I completely understand that the petition is useless without names, and just needed that clarified for all. On the "Future of Art-Center" site there is a place to vote anonymously, which is perhaps the only way for those who have concerns about job safety to participate.

The questions about anonymity were from two different people--just so you know.

It saddens me deeply that many staff and faculty will not sign the petition, because they care deeply about the students education. Fear is palpable in this institution, and it is the most damning thing about the current senior administration: there is no feeling of academic freedom. Thank you for quoting from the ACSG meeting, but those statements are just that, statements. They do not clarify all of the high level "resignations" nor any of the many lower level ones.

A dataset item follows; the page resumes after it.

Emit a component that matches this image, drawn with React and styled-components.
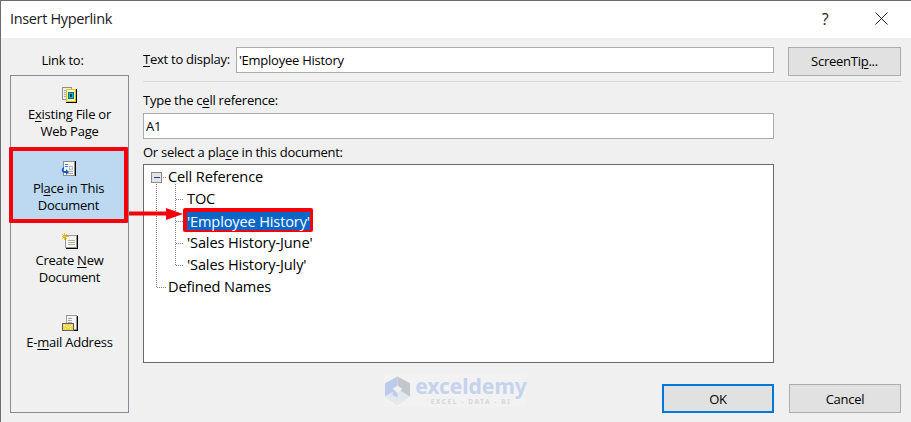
import React from "react";
import styled, { createGlobalStyle } from "styled-components";

const Global = createGlobalStyle`
  html, body { margin: 0; padding: 0; background: #f0f0f0; }
  body { font-family: "Open Sans", "Noto Sans", sans-serif; color: #000; }
  u { text-underline-offset: 2px; text-decoration-thickness: 1px; }
`;

const Dialog = styled.div`
  position: relative;
  width: 911px;
  height: 422px;
  box-sizing: border-box;
  border-top: 1px solid #6d6d6d;
  border-left: 1px solid #6d6d6d;
  background: #f0f0f0;
  overflow: hidden;
  font-size: 13px;
  letter-spacing: -0.25px;
`;
const TitleBar = styled.div`
  height: 37px;
  box-sizing: border-box;
  padding: 0 0 2px 9px;
  background: #fff;
  display: flex;
  align-items: center;
`;
const Title = styled.div`
  flex: 1;
  font-size: 14.5px;
  color: #1a1a1a;
  letter-spacing: -0.35px;
`;
const Help = styled.div`
  width: 16px;
  text-align: center;
  font-size: 16px;
  margin-right: 42px;
  color: #222;
`;
const Close = styled.svg`
  width: 13px;
  height: 13px;
  margin-right: 23px;
`;
const Body = styled.div`
  display: flex;
  padding: 9px 9px 0 9px;
`;
const LeftCol = styled.div`
  width: 119px;
  margin-right: 14px;
  display: flex;
  flex-direction: column;
`;
const LinkLabel = styled.div`
  height: 28px;
  padding-top: 5px;
  box-sizing: border-box;
  text-align: center;
  padding-right: 14px;
  line-height: 16px;
`;
const Panel = styled.div`
  height: 338px;
  box-sizing: border-box;
  border: 1px solid #8b8b96;
  display: flex;
  flex-direction: column;
`;
const Item = styled.div`
  box-sizing: border-box;
  height: ${(p) => p.$h}px;
  padding-top: ${(p) => p.$top}px;
  display: flex;
  flex-direction: column;
  align-items: center;
  line-height: 17px;
  text-align: center;
  flex: none;
  svg { margin-bottom: 3px; flex: none; }
`;
const SelectedItem = styled(Item)`
  width: 119px;
  margin-left: -2px;
  background: #bcd9f1;
  border: 4px solid #f5000a;
  border-radius: 1px;
`;
const RightCol = styled.div`
  width: 759px;
  display: flex;
  flex-direction: column;
`;
const TopRow = styled.div`
  display: flex;
  align-items: flex-start;
`;
const DisplayLabel = styled.label`
  width: 93px;
  line-height: 25px;
`;
const TextBox = styled.input`
  box-sizing: border-box;
  height: 26px;
  width: ${(p) => p.$w}px;
  border: 1px solid #ababab;
  background: #fff;
  padding: 0 0 1px 2px;
  font: inherit;
  letter-spacing: inherit;
  color: #000;
  outline: none;
`;
const Button = styled.button`
  box-sizing: border-box;
  width: ${(p) => p.$w}px;
  height: 29px;
  background: #e1e1e1;
  border: 1px solid #adadad;
  font: inherit;
  letter-spacing: inherit;
  color: #000;
  padding: 0 0 ${(p) => p.$lift || 0}px;
  border-radius: 0;
`;
const ScreenTip = styled(Button)`
  margin-left: 14px;
`;
const DefaultButton = styled(Button)`
  border: 2px solid #0078d7;
`;
const Divider = styled.div`
  height: 1px;
  background: #d9d9d9;
  margin-top: 5px;
`;
const FieldLabel = styled.label`
  display: block;
  line-height: 16px;
  margin-top: ${(p) => p.$top}px;
  margin-bottom: ${(p) => p.$bottom}px;
`;
const Tree = styled.div`
  position: relative;
  box-sizing: border-box;
  width: 631px;
  height: 199px;
  background: #fff;
  border: 1px solid #696969;
  font-size: 14.6px;
  letter-spacing: -0.15px;
`;
const Guides = styled.svg`
  position: absolute;
  left: -1px;
  top: -1px;
  width: 60px;
  height: 140px;
`;
const Row = styled.div`
  height: 22px;
  line-height: 22px;
  padding-left: ${(p) => (p.$child ? 43 : 24)}px;
  white-space: nowrap;
`;
const SelectedFrame = styled.span`
  display: inline-block;
  position: relative;
  line-height: 18px;
  height: 18px;
  margin: -1px 0 0 -4px;
  background: #0a66c8;
  color: #fff;
  border-style: solid;
  border-color: #f5000a;
  border-width: 4px 3px 2px 4px;
  border-radius: 2px;
`;
const Footer = styled.div`
  display: flex;
  width: 758px;
  justify-content: flex-end;
  gap: 15px;
  margin-top: 21px;
`;
const Arrow = styled.svg`
  position: absolute;
  left: 127px;
  top: 204px;
  width: 60px;
  height: 18px;
`;
const Watermark = styled.div`
  position: absolute;
  left: 383px;
  top: 374px;
  width: 142px;
  height: 32px;
  background: #f2f2f2;
  display: flex;
  align-items: center;
  letter-spacing: 0;
`;
const WmLogo = styled.svg`
  width: 27px;
  height: 32px;
  flex: none;
  margin-right: 5px;
`;
const WmText = styled.div`
  display: flex;
  flex-direction: column;
  align-items: center;
  width: 110px;
`;
const WmName = styled.div`
  font-family: "Noto Sans", sans-serif;
  font-weight: 700;
  font-size: 21px;
  line-height: 20px;
  color: #c6d2ee;
`;
const WmTag = styled.div`
  font-family: "Noto Sans", sans-serif;
  font-weight: 700;
  font-size: 6.5px;
  line-height: 9px;
  margin-top: 1px;
  letter-spacing: 1.6px;
  color: #d3d7da;
`;

const IconBox = ({ children }) => (
  <svg width="16" height="16" viewBox="0 0 16 16" shapeRendering="crispEdges">
    {children}
  </svg>
);

const R = ({ x, y, w = 1, h = 1, c }) => <rect x={x} y={y} width={w} height={h} fill={c} />;

const Lines = ({ x, ys, w, c = "#a8a8a8" }) => ys.map((y) => <R key={y} x={x} y={y} w={w} c={c} />);

const ExistingIcon = () => (
  <IconBox>
    <R x={0} y={0} w={10} h={13} c="#8f8f8f" />
    <R x={1} y={1} w={8} h={11} c="#f1f1e6" />
    <Lines x={2} ys={[3, 5, 7, 9]} w={3} />
    <R x={4} y={2} w={11} h={14} c="#000" />
    <R x={4} y={2} w={10} h={13} c="#e9c81c" />
    <R x={5} y={3} w={8} h={11} c="#fff7c4" />
    <R x={6} y={5} w={6} h={7} c="#0f6f80" />
    <R x={7} y={6} w={4} h={5} c="#19b7c9" />
    <R x={8} y={7} w={2} h={3} c="#0c3f63" />
  </IconBox>
);
const PlaceIcon = () => (
  <IconBox>
    <R x={3} y={0} w={12} h={15} c="#000" />
    <R x={2} y={0} w={12} h={15} c="#8f8f8f" />
    <R x={3} y={1} w={10} h={13} c="#f6f6f6" />
    <R x={4} y={3} w={3} h={1} c="#3a86d6" />
    <R x={4} y={5} w={3} h={1} c="#3a86d6" />
    <R x={8} y={5} w={4} h={4} c="#bbb" />
    <R x={9} y={6} w={2} h={2} c="#f6f6f6" />
    <Lines x={7} ys={[10, 12]} w={5} />
    <path d="M3 6 C0 7 0 11 3 12 L5 12 L5 14 L8 11 L5 8 L5 10 L3 10 C2 9 2 8 3 8 Z" fill="#0d5fc7" shapeRendering="auto" />
  </IconBox>
);
const CreateIcon = () => (
  <IconBox>
    <R x={4} y={2} w={12} h={14} c="#000" />
    <R x={3} y={2} w={12} h={13} c="#9a9a9a" />
    <R x={4} y={3} w={10} h={11} c="#f4f4f0" />
    <Lines x={6} ys={[7, 9, 11]} w={7} c="#b5b09c" />
    <R x={2} y={0} w={1} h={7} c="#e8c21a" />
    <R x={0} y={3} w={7} h={1} c="#e8c21a" />
    <R x={0} y={1} w={1} h={1} c="#e8c21a" />
    <R x={1} y={2} w={1} h={1} c="#f4a21a" />
    <R x={4} y={1} w={1} h={1} c="#e8c21a" />
    <R x={3} y={2} w={1} h={1} c="#f4a21a" />
    <R x={1} y={4} w={1} h={1} c="#f4a21a" />
    <R x={0} y={5} w={1} h={1} c="#e8c21a" />
    <R x={3} y={4} w={1} h={1} c="#f4a21a" />
    <R x={4} y={5} w={1} h={1} c="#e8c21a" />
  </IconBox>
);
const MailIcon = () => (
  <IconBox>
    <R x={5} y={1} w={11} h={15} c="#000" />
    <R x={4} y={0} w={11} h={15} c="#9a9a9a" />
    <R x={5} y={1} w={9} h={13} c="#f4f4f4" />
    <Lines x={6} ys={[3, 5, 7]} w={4} c="#a8a8a8" />
    <R x={0} y={8} w={12} h={8} c="#5f5f5f" />
    <R x={1} y={9} w={10} h={6} c="#f3d94a" />
    <R x={2} y={10} w={1} h={1} c="#fff" />
    <R x={4} y={11} w={1} h={1} c="#fff" />
    <R x={6} y={12} w={1} h={1} c="#fff" />
    <R x={8} y={11} w={1} h={1} c="#fff" />
    <R x={9} y={10} w={1} h={1} c="#fff" />
    <R x={3} y={13} w={1} h={1} c="#fff" />
    <R x={8} y={13} w={1} h={1} c="#fff" />
  </IconBox>
);

export default function App() {
  return (
    <>
      <Global />
      <Dialog>
        <TitleBar>
          <Title>Insert Hyperlink</Title>
          <Help>?</Help>
          <Close viewBox="0 0 13 13">
            <path d="M0.5 0.5 L12.5 12.5 M12.5 0.5 L0.5 12.5" stroke="#222" strokeWidth="1" fill="none" />
          </Close>
        </TitleBar>
        <Body>
          <LeftCol>
            <LinkLabel>Link to:</LinkLabel>
            <Panel>
              <Item $h={71} $top={11}>
                <ExistingIcon />
                <span>E<u>x</u>isting File or</span>
                <span>Web Page</span>
              </Item>
              <SelectedItem $h={76} $top={10}>
                <PlaceIcon />
                <span>Pl<u>a</u>ce in This</span>
                <span>Document</span>
              </SelectedItem>
              <Item $h={82} $top={10}>
                <CreateIcon />
                <span>Create <u>N</u>ew</span>
                <span>Document</span>
              </Item>
              <Item $h={80} $top={10}>
                <MailIcon />
                <span>E-<u>m</u>ail Address</span>
              </Item>
            </Panel>
          </LeftCol>
          <RightCol>
            <TopRow>
              <DisplayLabel><u>T</u>ext to display:</DisplayLabel>
              <TextBox $w={538} readOnly value="'Employee History" />
              <ScreenTip $w={113} $lift={2}>ScreenTi<u>p</u>...</ScreenTip>
            </TopRow>
            <Divider />
            <FieldLabel $top={10} $bottom={5}>Type the c<u>e</u>ll reference:</FieldLabel>
            <TextBox $w={631} readOnly value="A1" />
            <FieldLabel $top={5} $bottom={4}>Or select a pla<u>c</u>e in this document:</FieldLabel>
            <Tree>
              <Guides viewBox="0 0 60 140">
                <g stroke="#808080" strokeWidth="1" strokeDasharray="1 1" fill="none" shapeRendering="crispEdges">
                  <path d="M13.5 20 V123.5 H24" />
                  <path d="M18 13.5 H24" />
                  <path d="M32.5 20 V101.5 M32.5 35.5 H41 M32.5 57.5 H41 M32.5 79.5 H41 M32.5 101.5 H41" />
                </g>
                <rect x="8.5" y="8.5" width="10" height="10" fill="#e4e4e4" stroke="#8a8a8a" shapeRendering="crispEdges" />
                <path d="M10.5 13.5 H16.5" stroke="#1f3f7f" shapeRendering="crispEdges" />
              </Guides>
              <Row>Cell Reference</Row>
              <Row $child>TOC</Row>
              <Row $child><SelectedFrame>'Employee History'</SelectedFrame></Row>
              <Row $child>'Sales History-June'</Row>
              <Row $child>'Sales History-July'</Row>
              <Row>Defined Names</Row>
            </Tree>
            <Footer>
              <DefaultButton $w={112}>OK</DefaultButton>
              <Button $w={112}>Cancel</Button>
            </Footer>
          </RightCol>
        </Body>
        <Arrow viewBox="0 0 60 18">
          <path d="M1 6.5 H38 V3 L55 9 L38 15 V10.5 H1 Z" fill="#f5000a" />
        </Arrow>
        <Watermark>
          <WmLogo viewBox="0 0 28 32">
            <path d="M14 1 L1 8 V22 L14 14 Z" fill="#bccbec" />
            <path d="M14 1 L27 8 V22 L14 14 Z" fill="#c3c7cc" />
            <path d="M1 22 L14 14 L27 22 L14 31 Z" fill="#e3e8ea" />
            <path d="M14 10 L19 14 L14 18 L9 14 Z" fill="#f0f0f0" />
            <path d="M9 14 L14 18 V23 L9 20 Z" fill="#bccbec" />
          </WmLogo>
          <WmText>
            <WmName>exceldemy</WmName>
            <WmTag>EXCEL - DATA - BI</WmTag>
          </WmText>
        </Watermark>
      </Dialog>
    </>
  );
}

The question of resignation of faculty and chairs on a broader scale goes to the heart of our daily ethical dilemna. We love education, we love teaching, we love seeing the process of creativity develop, gain sophistication, see the mistakes, the risks taken, the stumbles that create new knowledge, the triumphs as new ideas gain palpable form. The whole wonderful thing. For most of us it reinvigorates our own love of creativity (although it also can exhaust us too.) We struggle with knowing that this costs you more than it should. We struggle with being treated as "at will" employees rather than valued members of an educational community. Right now we struggle with whether it is better to struggle silently and continue to educate, or speak and lose the community we care the most about--the community of the AC classroom, decrepit though it may be.

Ophelia Chong said...

"What's on the table?"

Come join ACCD alumni for a potluck dinner on Tuesday June 3 @ 6pm in the student cafeteria. We will be there to feed, to listen, and support you the students and the faculty in your cause for an environment that fosters great education, mutual respect, and a workplace free of fear from retaliation.

All you need to bring is a fork, we will provide the real plates and real food and real support.